Ever considered using drama to help with employee development? Lucie Benson talks to one organisation that has been using drama-based learning to train staff for many years, with positive results.
Mention the words ‘role play’ to staff and chances are they will be tempted to run for the hills rather than get up and ‘improvise’ in front of their colleagues.
However, business and financial adviser Grant Thornton has been using drama-based learning as its preferred method of training for over 10 years, and feedback from managers and partners in the firm has always been positive.
Grant Thornton works with training specialist Steps Drama, which provides role players to portray clients in various scenarios. The training programmes cover areas such as sales skills, appraisal skills, selection interviewing, influencing skills, partner development, leadership and management skills.
Sue Cohen, senior training manager, Grant Thornton
Steps Drama recently provided a three-day coaching and influencing skills programme to Grant Thornton, for its staff development managers (SDMs). The aim of the training was to coach the SDMs to become role models to other accountants in the firm, to further improve their people management skills.
“The training helps our SDMs to become excellent line managers and role models who can coach others to do their job better,” says Sue Cohen, senior training manager at Grant Thornton. “Since our SDMs are geographically-spread, it also gives them a chance to network and to share experiences.”
Interactive scenarios
Role players from Steps act out various interactive scenarios in which they portray employees in a fictitious accountancy firm. These show, for example, a manager coaching a colleague after an ineffective appraisal session or a manager trying to convince a partner of the importance of people management skills. In each scenario, the actors portraying the characters turn to the audience for help and advice. The delegates contribute suggestions and then watch as the actors immediately work these back into the scenario.
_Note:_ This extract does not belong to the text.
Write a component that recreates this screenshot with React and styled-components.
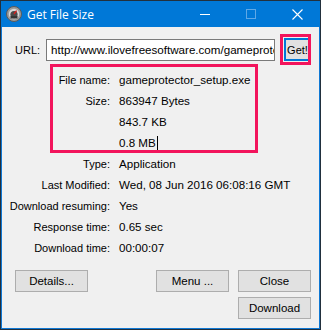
import React from "react";
import styled, { createGlobalStyle } from "styled-components";

const Global = createGlobalStyle`
  html, body {
    margin: 0;
    padding: 0;
    background: #f0f0f0;
  }
`;

const Frame = styled.div`
  width: 321px;
  height: 330px;
  box-sizing: border-box;
  border: 1px solid #22303d;
  background: #0f78d4;
  display: flex;
  flex-direction: column;
  font-family: "Liberation Sans", Arial, sans-serif;
  font-size: 11px;
  color: #000;
`;

const TitleBar = styled.div`
  height: 26px;
  flex: none;
  background: #0078d7;
  display: flex;
  align-items: center;
  padding-left: 5px;
  color: #fff;
`;

const Title = styled.div`
  font-family: "Open Sans", "Noto Sans", sans-serif;
  font-size: 12px;
  margin-left: 5px;
  flex: 1;
`;

const Control = styled.div`
  width: 46px;
  height: 26px;
  display: flex;
  align-items: center;
  justify-content: center;
`;

const Client = styled.div`
  flex: 1;
  margin: 0 1px 1px 1px;
  background: #f0f0f0;
  display: flex;
  flex-direction: column;
  padding: 11px 8px 0 13px;
`;

const UrlRow = styled.div`
  display: flex;
  align-items: center;
  height: 23px;
  position: relative;
`;

const UrlLabel = styled.div`
  width: 31px;
  font-size: 11px;
`;

const UrlInput = styled.div`
  width: 229px;
  height: 22px;
  box-sizing: border-box;
  border: 1px solid #7a7a7a;
  background: #fff;
  font-size: 11.6px;
  line-height: 20px;
  padding-left: 4px;
  white-space: nowrap;
  overflow: hidden;
`;

const GetButton = styled.div`
  margin-left: 9px;
  width: 27px;
  height: 23px;
  box-sizing: border-box;
  border: 2px solid #0078d7;
  background: #e1e1e1;
  display: flex;
  align-items: center;
  justify-content: center;
  font-size: 11px;
`;

const Mark = styled.div`
  position: absolute;
  border: 3px solid #f2145c;
  pointer-events: none;
`;

const Info = styled.div`
  position: relative;
  margin-top: 8px;
  margin-left: -12px;
`;

const Row = styled.div`
  display: flex;
  height: 21px;
  align-items: center;
`;

const Label = styled.div`
  width: 107px;
  text-align: right;
  flex: none;
  white-space: nowrap;
`;

const Value = styled.div`
  margin-left: 9px;
  white-space: nowrap;
  font-size: 11.6px;
  display: flex;
  align-items: center;
`;

const Caret = styled.span`
  display: inline-block;
  width: 1px;
  height: 14px;
  margin-left: 1px;
  background: #000;
`;

const ButtonRow = styled.div`
  display: flex;
  justify-content: ${(p) => (p.$end ? "flex-end" : "space-between")};
  margin-top: ${(p) => p.$top}px;
`;

const Group = styled.div`
  display: flex;
  gap: 9px;
`;

const Button = styled.div`
  width: 73px;
  height: 22px;
  box-sizing: border-box;
  border: 1px solid #adadad;
  background: #e1e1e1;
  display: flex;
  align-items: center;
  justify-content: center;
  font-size: 11.5px;
`;

const rows = [
  ["File name:", "gameprotector_setup.exe"],
  ["Size:", "863947 Bytes"],
  ["", "843.7 KB"],
  ["", "0.8 MB", true],
  ["Type:", "Application"],
  ["Last Modified:", "Wed, 08 Jun 2016 06:08:16 GMT"],
  ["Download resuming:", "Yes"],
  ["Response time:", "0.65 sec"],
  ["Download time:", "00:00:07"],
];

function AppIcon() {
  return (
    <svg width="16" height="16" viewBox="0 0 16 16">
      <circle cx="8" cy="8" r="7.5" fill="#9b9b9b" stroke="#5a5a5a" />
      <circle cx="8" cy="8" r="5.2" fill="#d8d8d8" />
      <circle cx="8" cy="8.6" r="3.6" fill="#4a4a4a" />
      <rect x="4.5" y="10" width="7" height="2.5" fill="#333" />
      <line x1="8" y1="8" x2="10.6" y2="4.6" stroke="#d42020" strokeWidth="1.4" />
    </svg>
  );
}

export default function App() {
  return (
    <Frame>
      <Global />
      <TitleBar>
        <AppIcon />
        <Title>Get File Size</Title>
        <Control>
          <svg width="10" height="10" viewBox="0 0 10 10">
            <line x1="0" y1="5.5" x2="10" y2="5.5" stroke="#fff" />
          </svg>
        </Control>
        <Control>
          <svg width="10" height="10" viewBox="0 0 10 10">
            <rect x="0.5" y="0.5" width="9" height="9" fill="none" stroke="#5fa8e6" />
          </svg>
        </Control>
        <Control>
          <svg width="11" height="11" viewBox="0 0 11 11">
            <path d="M0.5 0.5 L10.5 10.5 M10.5 0.5 L0.5 10.5" stroke="#fff" strokeWidth="1.1" />
          </svg>
        </Control>
      </TitleBar>
      <Client>
        <UrlRow>
          <UrlLabel>URL:</UrlLabel>
          <UrlInput>http://www.ilovefreesoftware.com/gameprotector_setup.exe</UrlInput>
          <GetButton>Get!</GetButton>
          <Mark style={{ left: 265, top: -4, width: 25, height: 25 }} />
        </UrlRow>
        <Info>
          {rows.map(([label, value, caret], i) => (
            <Row key={i}>
              <Label>{label}</Label>
              <Value>
                {value}
                {caret && <Caret />}
              </Value>
            </Row>
          ))}
          <Mark style={{ left: 47, top: -5, width: 202, height: 83 }} />
        </Info>
        <ButtonRow $top={12}>
          <Button>Details...</Button>
          <Group>
            <Button>Menu ...</Button>
            <Button>Close</Button>
          </Group>
        </ButtonRow>
        <ButtonRow $end $top={5}>
          <Button>Download</Button>
        </ButtonRow>
      </Client>
    </Frame>
  );
}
“The delegates are being coaches to the actors, which is exactly what we want because they are getting involved with the skills they need to practise,” explains Cohen. “It is an effective way of getting people to think about how they deal with issues, whilst at the same time being very life like; it is as close to real as you can get. Their forum approach engages and challenges the delegates to discuss and debate their role and consider the best way forward in each scenario.”
Participants are asked for situations and circumstances in which they have encountered behavioural challenges when they’ve been trying to coach others. Steps recreate these situations in bespoke role plays. The delegates then work in small groups and take turns to role play as a coach, with a Steps actor portraying the coachee, whilst the rest of the group observes and offers help and advice.
Mark Shillabeer, an account director at Steps Drama, says that the key value of the programme provided for Grant Thornton was to bring the issues to life, to give them the opportunity to examine them and share best practice with each other.
Engaging and challenging
“We provide actors to enact situations that are reflective of the workplace, so delegates can engage in it and challenge it. This type of learning gives value in terms of doing what you can’t do in real life, and trying things out a number of times until you reach a good solution.”
He continues: “It is a simulated environment, so the power of it is that it enables them to think about things they may have done a number of ways in the past and try out other ideas in a safe way. So it could all go wrong, but it doesn’t matter because then we break it down, ask why it went wrong, how it can be done differently in future and discuss what they learnt from the session.”
Daniel Mansfield, senior manager project finance at Grant Thornton, has participated in several of the training programmes provided by Steps, including the recent coaching and influencing skills programme.
Mark Shillabeer, account director, Steps Drama
“Initially, I wasn’t keen on doing the role playing, but I wouldn’t say it was particularly hard,” he remarks. “The pressure was on us to develop a situation, so we gave the people from Steps a scenario and a brief, for example a negotiation with a partner or having a creative planning meeting with a junior member of staff. So we give them the background information, situation and the type of attitude the role player needs to display and we would get into a dialogue with them, on that basis. It was very much dependent on your own ability to give them a good brief.”
Mansfield says that being part of a small group, whilst doing the role plays, and getting feedback from everyone on how he acted in the situation, was extremely useful. “It was good in terms of practising role play in a difficult situation, as well as receiving feedback on how I had performed from the whole group. The views of others give you a good, rounded opinion of how your actions, mannerisms and so on can be interpreted.”
Cohen admits people are often reluctant to take part in the programmes, because of the role play element, but as a method of learning, it is popular. “Once they have done it, they find it powerful, useful and effective,” she remarks. “We have had really good feedback and many of the participants have said they are much better at doing what they need to do and feel more confident in dealing with certain situations because they know they can. And therefore that means they will.”